Swim Cap Startup Aims to Reduce Aquatic Head Injuries

Their protective cap is the first major safety evolution in swim cap design in more than a century.

Swimming isn’t the most dangerous sport by any means. But with only a thin layer of latex to protect the heads of swimmers and other aquatic athletes, water sports surprisingly rank among the top 10 sports for head injuries, according to the American Association of Neurological Surgeons. In fact, “water sports account for 30 percent more emergency room visits than hockey, lacrosse and rugby combined,” says Theresa Finn, CEO and co-founder of Plymouth-based Hammer Head.

Founded in 2013, Hammer Head launched its protective swim cap this year after nearly five years of research and development. It’s the first major safety evolution in swim cap design in more than a century, says COO, co-founder and swim instructor David Burns.

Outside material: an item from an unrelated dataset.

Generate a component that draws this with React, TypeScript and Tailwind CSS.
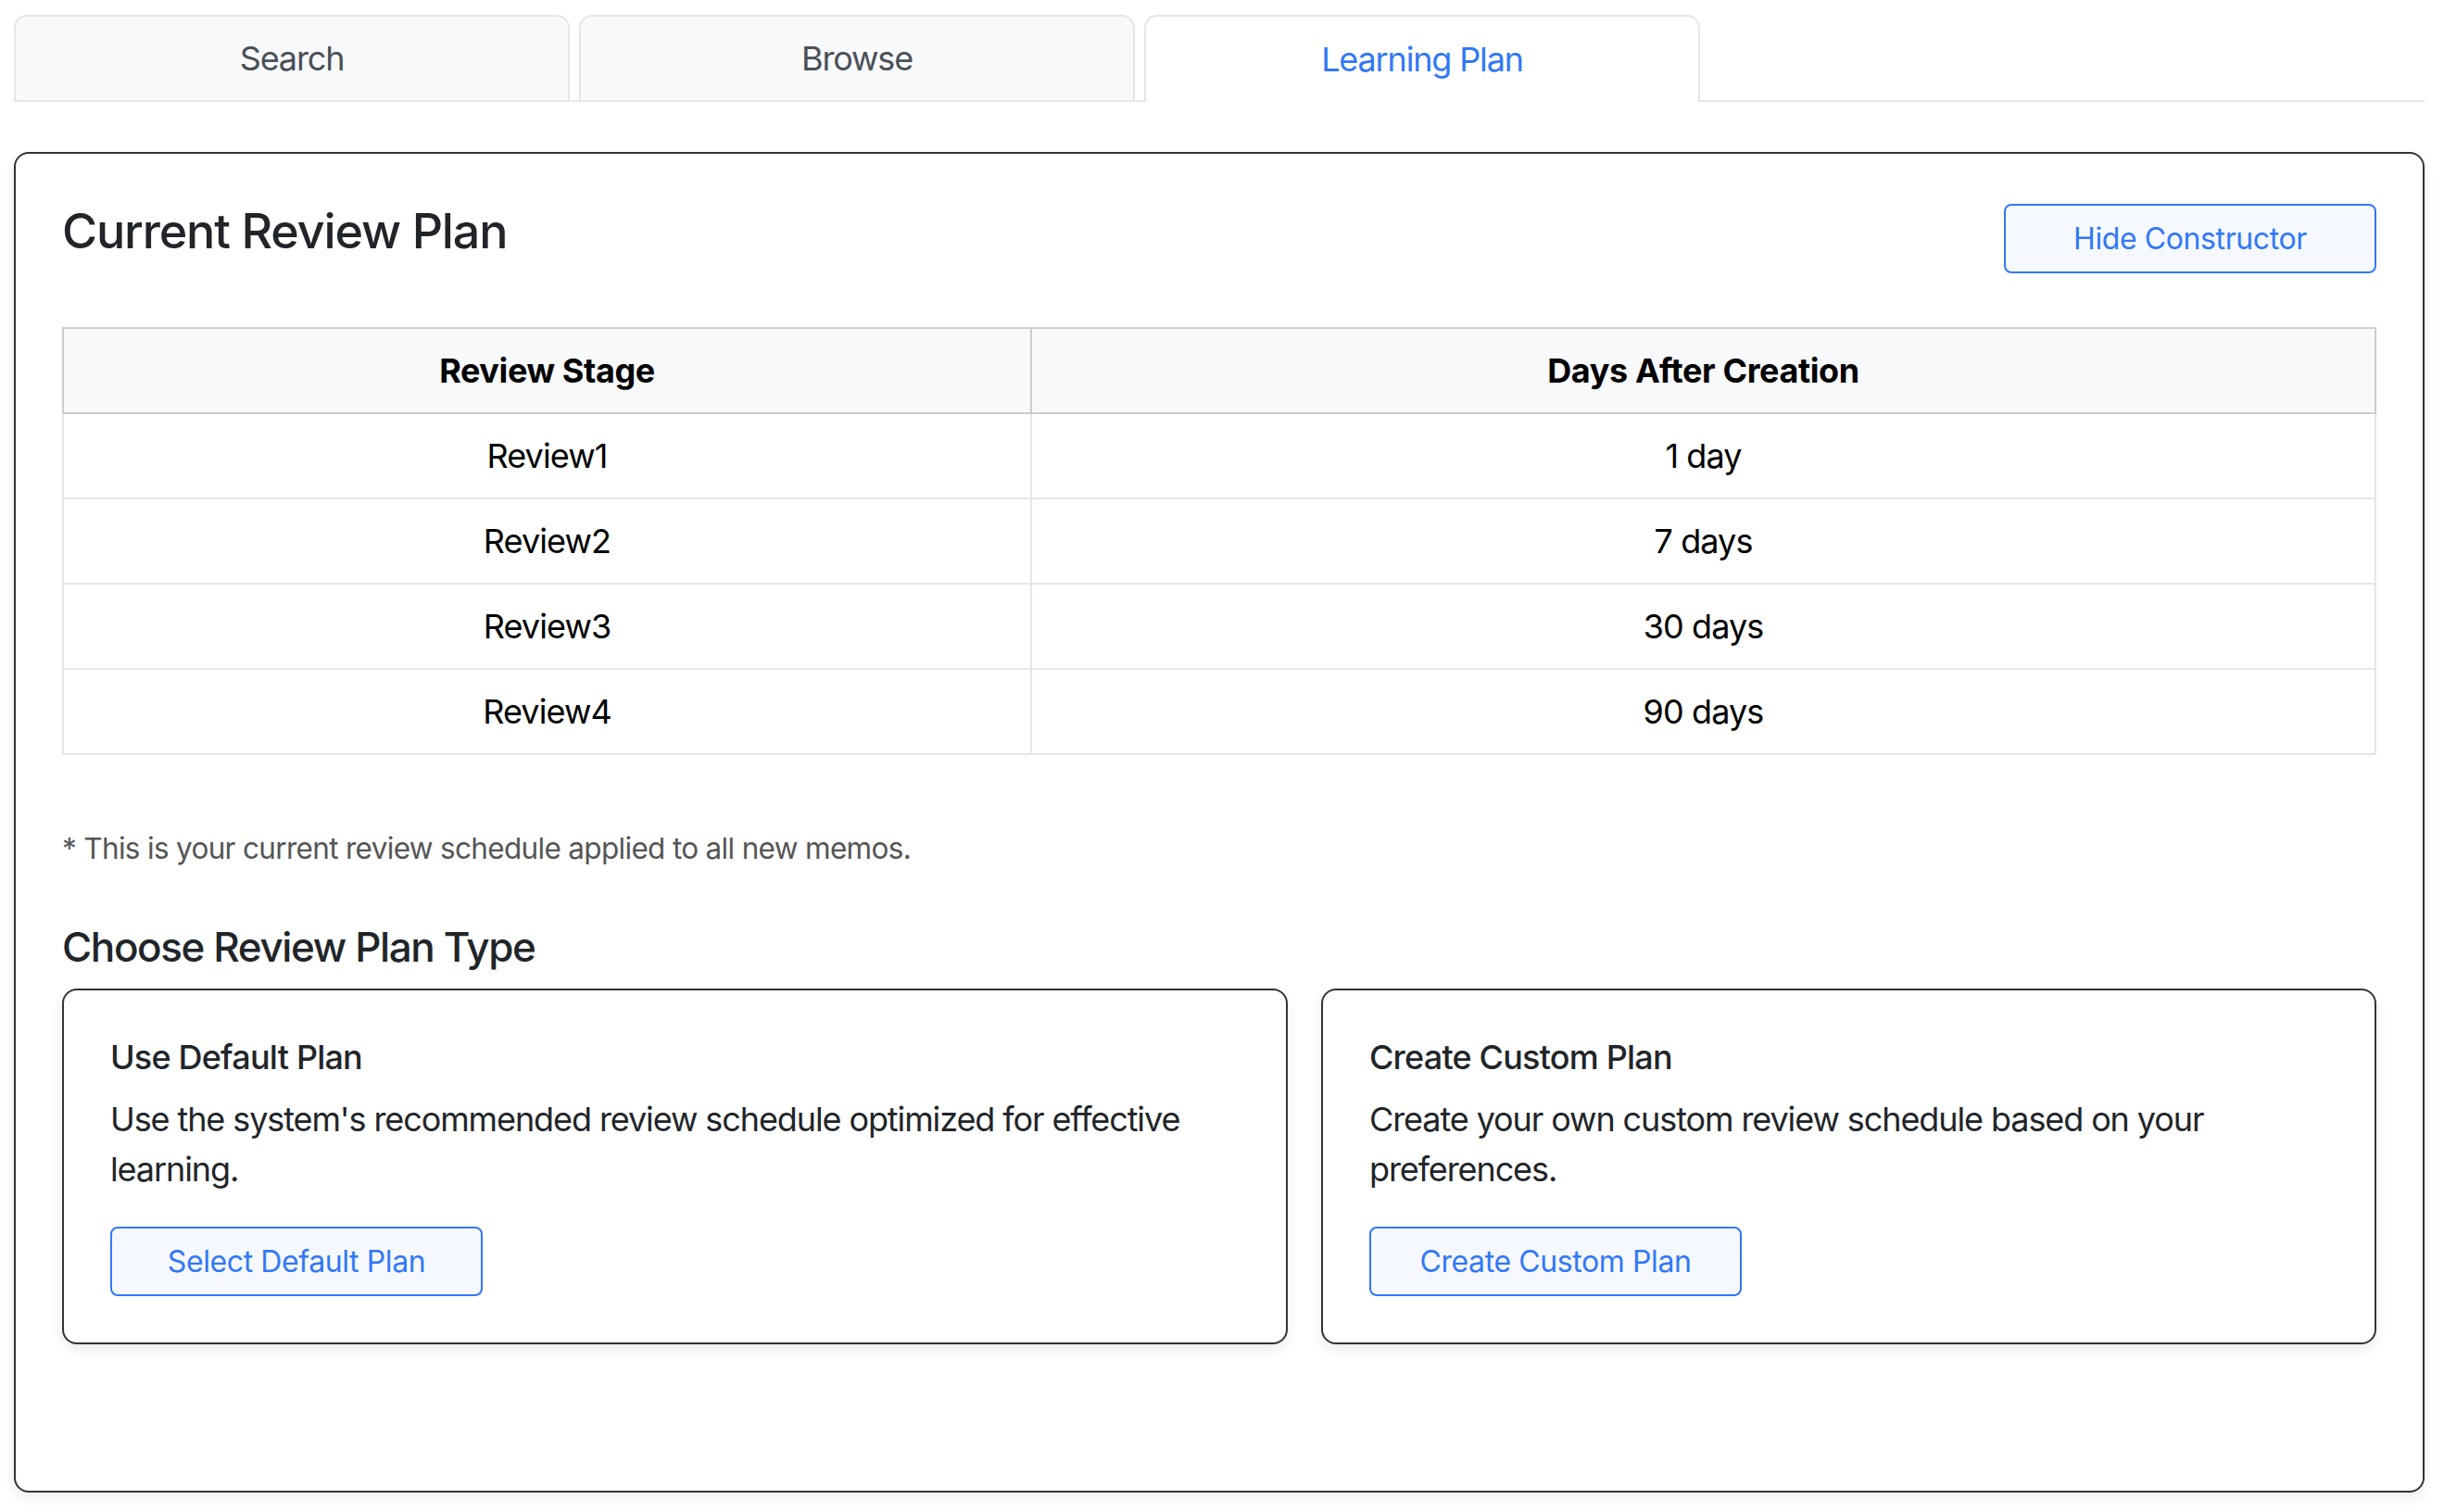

Made from silicone and manufactured in the U.S., the cap has a half-inch honeycomb-like cushioned layer on the inside that absorbs impact when swimmers hit their heads on a pool wall or collide with other swimmers. Most head injuries occur during backstrokes, flip turns and swim practices, says Finn. “The company has patents pending in five countries on both its Honeycomb Impact Technology (HIT) and the cap’s design, which eliminates wrinkles that slow swimmers down.

Presales kicked off in February, and when shipping began in early May, Hammer Head had sold about 1,000 caps. “Orders came in from around the world,” says Burns, “including Canada, Australia and China.” The cap sells for $35.

Hammer Head says it is in discussions with USA Swimming, the governing body for competitive amateur swimming. Three-time Olympian Tom Malchow of St. Paul is a spokesman for the company. “I hope this cap becomes a requirement in early-level swim programs,” says Malchow. “I’ve seen the number of times my kids have hit their heads, and it doesn’t take a hard hit to have a big impact.”

Although swimming and aquatic sports are Hammer Head’s current focus, Burns says the company is searching for ways to incorporate its HIT technology into protective gear for other sports as well.